Korean name
- Hangul: 남포역
- Hanja: 南浦驛
- Revised Romanization: Nampo-yeok
- McCune–Reischauer: Namp'o-yŏk

General information
- Location: Hanggu-guyŏk, Namp'o-tŭkpyŏlsi North Korea
- Coordinates: 38°44′02″N 125°24′44″E﻿ / ﻿38.7338°N 125.4123°E
- Owner: Korean State Railway
- Platforms: 3 (1 island)
- Tracks: 9

History
- Opened: 16 October 1910
- Former names: Chinnamp'o station Chosŏn'gŭl: 진남포역 Hanja: 鎮南浦駅
- Original company: Chosen Government Railway

Services
| Preceding station | Korean State Railway |  |  | Following station |
| Sinnamp'o towards P'yŏngyang |  | P'yŏngnam Line |  | Terminus |
Sinnamp'o towards P'yŏngnam Onch'ŏn
| Terminus |  | Tojiri Line |  | Tojiri Terminus |

Location

= Nampo station (Pyongnam Line) =

Railway station in North Korea

Namp'o station is a railway station in Hanggu-guyŏk, Namp'o Special City, North Korea on the P'yŏngnam Line of the Korean State Railway, as well as the starting point of the Tojiri Line.
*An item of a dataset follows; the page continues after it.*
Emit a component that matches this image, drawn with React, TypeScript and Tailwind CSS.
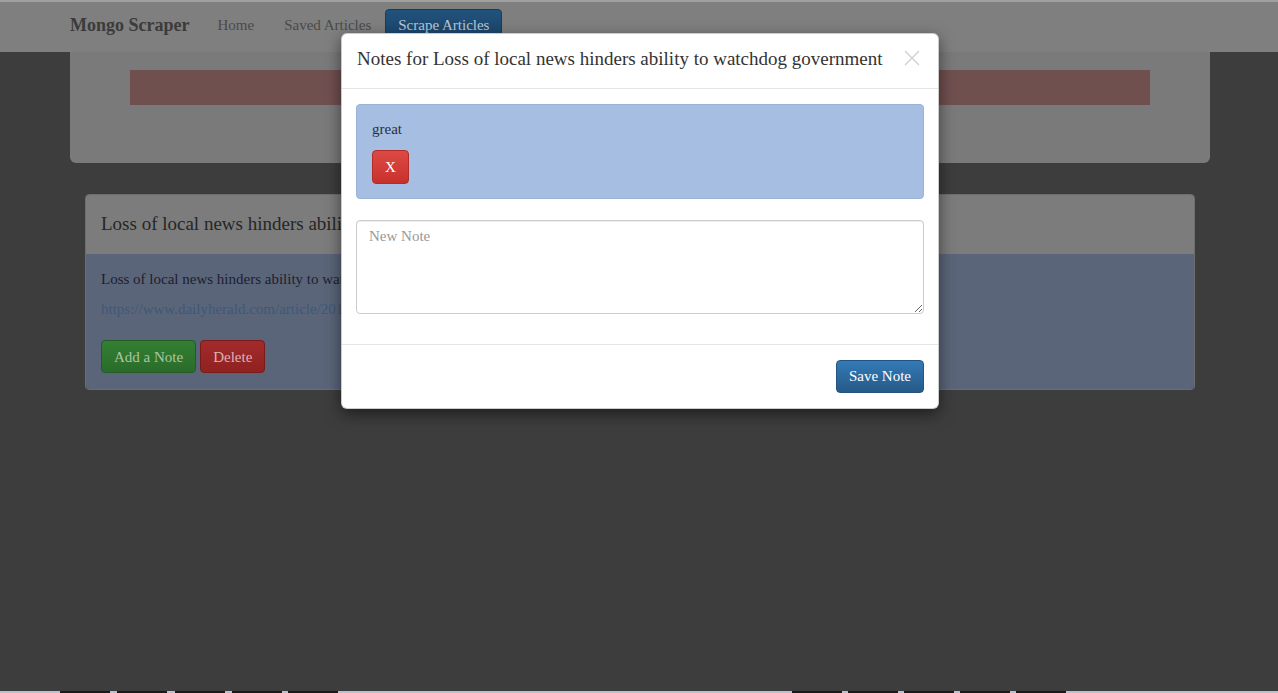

There is an engine house northwest of the station in Munhwa-dong, Hanggu-guyŏk.

==History==
Originally called Chinnamp'o station, it was opened by the Chosen Government Railway, along with the rest of the mainline of the P'yŏngnam Line, on 16 October 1910.

In July 1938, the Chosen P'yŏngan Railway (朝鮮平安鉄道, Chōsen Heian Tetsudō; 조선평안철도, Chosŏn P'yŏngan Ch'ŏldo) opened a 34.7 km-long line from Namp'o to P'yŏngnam Onch'ŏn to serve the hot springs there.

In December 2022, a new station building was completed.

==Services==
This station serves North Korea's busiest port in terms of international import-export shipping, as well as the Namp'o base of the Korean People's Navy and a coal loading dock.

A number of passenger trains also serve the station. These are:

- Semi-express trains 146-147/148-149 between Sinŭiju Ch'ŏngnyŏn on the P'yŏngŭi Line and Namp'o via P'yŏngyang;
- Regional trains 226-227/228-229 between Tŏkch'ŏn on the P'yŏngdŏk Line and P'yŏngnam Onch'ŏn via P'yŏngyang and Namp'o;
- Regional trains 225/230 between Potonggang and P'yŏngnam Onch'ŏn via Namp'o;
- Regional trains 240-241/242-243 between Haeju Ch'ŏngnyŏn on the Hwanghae Ch'ŏngnyŏn Line and Namp'o via P'yŏngyang.
- Local trains 361/362, operating between Namp'o and Ch'ŏlgwang, running from Namp'o to Sillyŏngri on the P'yŏngnam Line and continuing to Ch'ŏlgwang via the Sŏhae Kammun Line.

Due to the poor state of the tracks, at present the travel time for trains between P'yŏngyang and Namp'o is around three hours.